■ **Data excerpt**:
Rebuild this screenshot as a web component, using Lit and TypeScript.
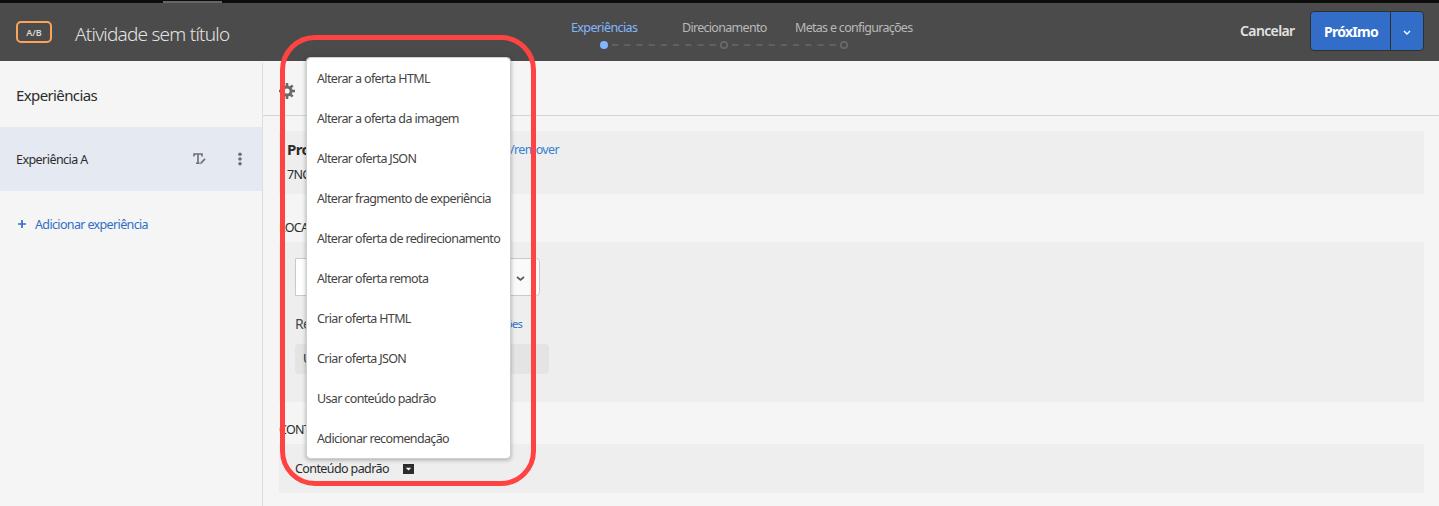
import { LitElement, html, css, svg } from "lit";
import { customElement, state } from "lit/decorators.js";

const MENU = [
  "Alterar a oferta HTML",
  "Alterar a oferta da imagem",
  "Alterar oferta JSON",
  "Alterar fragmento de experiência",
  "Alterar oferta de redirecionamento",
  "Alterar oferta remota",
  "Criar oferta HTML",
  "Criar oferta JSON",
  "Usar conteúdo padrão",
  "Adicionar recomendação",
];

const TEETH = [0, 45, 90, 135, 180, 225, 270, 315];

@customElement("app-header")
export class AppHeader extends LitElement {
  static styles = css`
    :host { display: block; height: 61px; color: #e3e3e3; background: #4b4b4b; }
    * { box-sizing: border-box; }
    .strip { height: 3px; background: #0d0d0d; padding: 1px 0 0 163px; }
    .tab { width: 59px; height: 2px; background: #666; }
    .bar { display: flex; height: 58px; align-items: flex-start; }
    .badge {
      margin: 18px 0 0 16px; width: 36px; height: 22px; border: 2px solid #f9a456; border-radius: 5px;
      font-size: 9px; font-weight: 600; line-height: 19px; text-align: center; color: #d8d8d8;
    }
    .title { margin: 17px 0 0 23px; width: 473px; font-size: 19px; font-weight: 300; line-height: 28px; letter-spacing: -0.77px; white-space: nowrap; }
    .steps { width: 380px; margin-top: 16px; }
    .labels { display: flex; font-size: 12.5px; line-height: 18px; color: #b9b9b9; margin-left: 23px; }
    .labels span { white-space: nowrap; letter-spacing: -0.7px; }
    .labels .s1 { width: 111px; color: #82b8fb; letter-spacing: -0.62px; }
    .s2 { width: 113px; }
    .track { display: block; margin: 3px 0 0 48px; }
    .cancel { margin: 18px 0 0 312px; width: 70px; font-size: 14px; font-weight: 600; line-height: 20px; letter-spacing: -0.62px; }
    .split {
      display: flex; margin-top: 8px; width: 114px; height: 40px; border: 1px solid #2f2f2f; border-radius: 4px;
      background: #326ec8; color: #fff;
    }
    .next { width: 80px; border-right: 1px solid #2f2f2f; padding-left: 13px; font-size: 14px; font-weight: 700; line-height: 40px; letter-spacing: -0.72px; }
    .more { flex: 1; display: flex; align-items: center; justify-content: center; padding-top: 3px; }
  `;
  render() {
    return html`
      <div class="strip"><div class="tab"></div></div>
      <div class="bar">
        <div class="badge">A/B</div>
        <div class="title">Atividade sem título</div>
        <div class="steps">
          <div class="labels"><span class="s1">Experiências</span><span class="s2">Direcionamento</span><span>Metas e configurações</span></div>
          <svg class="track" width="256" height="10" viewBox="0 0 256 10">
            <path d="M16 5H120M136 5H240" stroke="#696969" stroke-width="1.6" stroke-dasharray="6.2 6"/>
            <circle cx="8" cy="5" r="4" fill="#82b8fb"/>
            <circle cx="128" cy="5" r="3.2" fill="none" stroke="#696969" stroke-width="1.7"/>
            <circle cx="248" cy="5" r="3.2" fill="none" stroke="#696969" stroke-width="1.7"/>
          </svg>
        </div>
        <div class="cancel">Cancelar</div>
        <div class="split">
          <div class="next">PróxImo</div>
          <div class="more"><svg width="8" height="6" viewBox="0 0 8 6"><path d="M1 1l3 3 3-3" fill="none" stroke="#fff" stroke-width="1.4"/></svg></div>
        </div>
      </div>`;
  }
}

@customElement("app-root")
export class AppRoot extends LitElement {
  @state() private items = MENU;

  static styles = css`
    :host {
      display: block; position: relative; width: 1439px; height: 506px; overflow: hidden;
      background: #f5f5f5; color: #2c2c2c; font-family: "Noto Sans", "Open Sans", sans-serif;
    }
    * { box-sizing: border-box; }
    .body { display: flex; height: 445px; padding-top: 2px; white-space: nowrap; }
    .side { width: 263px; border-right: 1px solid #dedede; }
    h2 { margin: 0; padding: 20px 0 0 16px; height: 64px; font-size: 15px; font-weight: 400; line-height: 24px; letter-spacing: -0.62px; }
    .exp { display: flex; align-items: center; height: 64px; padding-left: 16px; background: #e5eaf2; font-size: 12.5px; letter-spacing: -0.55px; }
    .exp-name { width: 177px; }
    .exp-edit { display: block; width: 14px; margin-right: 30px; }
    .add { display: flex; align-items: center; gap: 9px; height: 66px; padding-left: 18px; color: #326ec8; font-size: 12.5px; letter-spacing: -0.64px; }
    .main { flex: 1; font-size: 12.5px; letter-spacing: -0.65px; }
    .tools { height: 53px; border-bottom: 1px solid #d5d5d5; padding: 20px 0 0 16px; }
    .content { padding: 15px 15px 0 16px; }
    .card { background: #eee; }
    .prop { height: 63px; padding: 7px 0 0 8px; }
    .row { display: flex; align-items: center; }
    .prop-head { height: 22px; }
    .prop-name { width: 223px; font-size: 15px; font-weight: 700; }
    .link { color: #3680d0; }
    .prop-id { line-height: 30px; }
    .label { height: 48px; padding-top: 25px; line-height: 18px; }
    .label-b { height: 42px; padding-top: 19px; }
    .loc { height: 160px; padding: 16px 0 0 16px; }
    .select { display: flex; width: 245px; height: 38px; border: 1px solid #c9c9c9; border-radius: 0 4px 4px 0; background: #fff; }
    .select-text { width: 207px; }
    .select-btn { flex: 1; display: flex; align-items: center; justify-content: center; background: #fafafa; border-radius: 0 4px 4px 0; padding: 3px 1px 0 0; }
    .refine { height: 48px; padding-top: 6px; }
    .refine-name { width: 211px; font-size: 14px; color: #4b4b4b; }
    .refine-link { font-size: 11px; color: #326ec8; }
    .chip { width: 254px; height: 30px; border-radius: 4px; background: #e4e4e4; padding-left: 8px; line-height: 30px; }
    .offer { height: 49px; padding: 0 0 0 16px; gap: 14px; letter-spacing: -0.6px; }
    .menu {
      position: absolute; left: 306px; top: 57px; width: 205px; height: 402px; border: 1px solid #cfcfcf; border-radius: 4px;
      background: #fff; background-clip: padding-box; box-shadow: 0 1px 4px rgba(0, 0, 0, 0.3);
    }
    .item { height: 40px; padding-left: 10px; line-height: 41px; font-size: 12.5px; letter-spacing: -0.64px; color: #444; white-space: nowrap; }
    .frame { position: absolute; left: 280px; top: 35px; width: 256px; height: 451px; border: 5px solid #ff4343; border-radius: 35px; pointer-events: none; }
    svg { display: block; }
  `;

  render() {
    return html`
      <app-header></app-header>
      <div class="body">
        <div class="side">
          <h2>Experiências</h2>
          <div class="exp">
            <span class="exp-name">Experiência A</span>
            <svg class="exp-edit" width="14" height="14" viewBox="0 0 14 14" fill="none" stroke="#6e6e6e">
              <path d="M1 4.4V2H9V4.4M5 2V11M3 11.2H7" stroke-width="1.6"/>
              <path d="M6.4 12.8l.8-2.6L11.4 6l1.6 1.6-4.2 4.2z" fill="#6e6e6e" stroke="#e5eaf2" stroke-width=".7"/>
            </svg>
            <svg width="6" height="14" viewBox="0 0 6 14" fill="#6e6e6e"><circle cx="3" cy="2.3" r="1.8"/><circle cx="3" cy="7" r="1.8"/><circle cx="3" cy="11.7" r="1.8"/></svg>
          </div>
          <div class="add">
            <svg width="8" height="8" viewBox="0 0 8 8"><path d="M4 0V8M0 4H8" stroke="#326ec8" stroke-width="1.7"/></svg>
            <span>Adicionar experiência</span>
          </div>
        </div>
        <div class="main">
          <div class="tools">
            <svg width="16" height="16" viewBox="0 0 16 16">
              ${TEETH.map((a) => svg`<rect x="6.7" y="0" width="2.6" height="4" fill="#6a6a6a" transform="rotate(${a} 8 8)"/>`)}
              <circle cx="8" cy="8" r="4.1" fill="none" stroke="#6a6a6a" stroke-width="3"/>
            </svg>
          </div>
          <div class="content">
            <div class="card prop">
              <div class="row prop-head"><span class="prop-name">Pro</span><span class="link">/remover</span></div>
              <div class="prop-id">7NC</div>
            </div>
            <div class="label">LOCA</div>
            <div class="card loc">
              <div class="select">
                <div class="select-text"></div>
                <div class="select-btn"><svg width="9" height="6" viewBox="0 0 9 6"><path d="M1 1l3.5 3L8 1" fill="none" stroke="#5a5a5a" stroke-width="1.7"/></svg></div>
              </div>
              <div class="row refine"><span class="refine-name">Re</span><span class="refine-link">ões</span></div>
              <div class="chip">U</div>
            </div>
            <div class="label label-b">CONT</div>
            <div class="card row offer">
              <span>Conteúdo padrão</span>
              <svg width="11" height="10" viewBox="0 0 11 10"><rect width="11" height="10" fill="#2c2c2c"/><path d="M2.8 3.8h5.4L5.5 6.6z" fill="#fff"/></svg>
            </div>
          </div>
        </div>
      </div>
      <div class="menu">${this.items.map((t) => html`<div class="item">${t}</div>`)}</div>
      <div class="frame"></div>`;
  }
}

■ **Stated task**: Give again, exactly, the lines from the start of the data through the one holding "const TEETH = [0, 45, 90, 135, 180, 225, 270, 315];"; omit the pictures.

■ **Response to the task**:
Rebuild this screenshot as a web component, using Lit and TypeScript.
import { LitElement, html, css, svg } from "lit";
import { customElement, state } from "lit/decorators.js";

const MENU = [
  "Alterar a oferta HTML",
  "Alterar a oferta da imagem",
  "Alterar oferta JSON",
  "Alterar fragmento de experiência",
  "Alterar oferta de redirecionamento",
  "Alterar oferta remota",
  "Criar oferta HTML",
  "Criar oferta JSON",
  "Usar conteúdo padrão",
  "Adicionar recomendação",
];

const TEETH = [0, 45, 90, 135, 180, 225, 270, 315];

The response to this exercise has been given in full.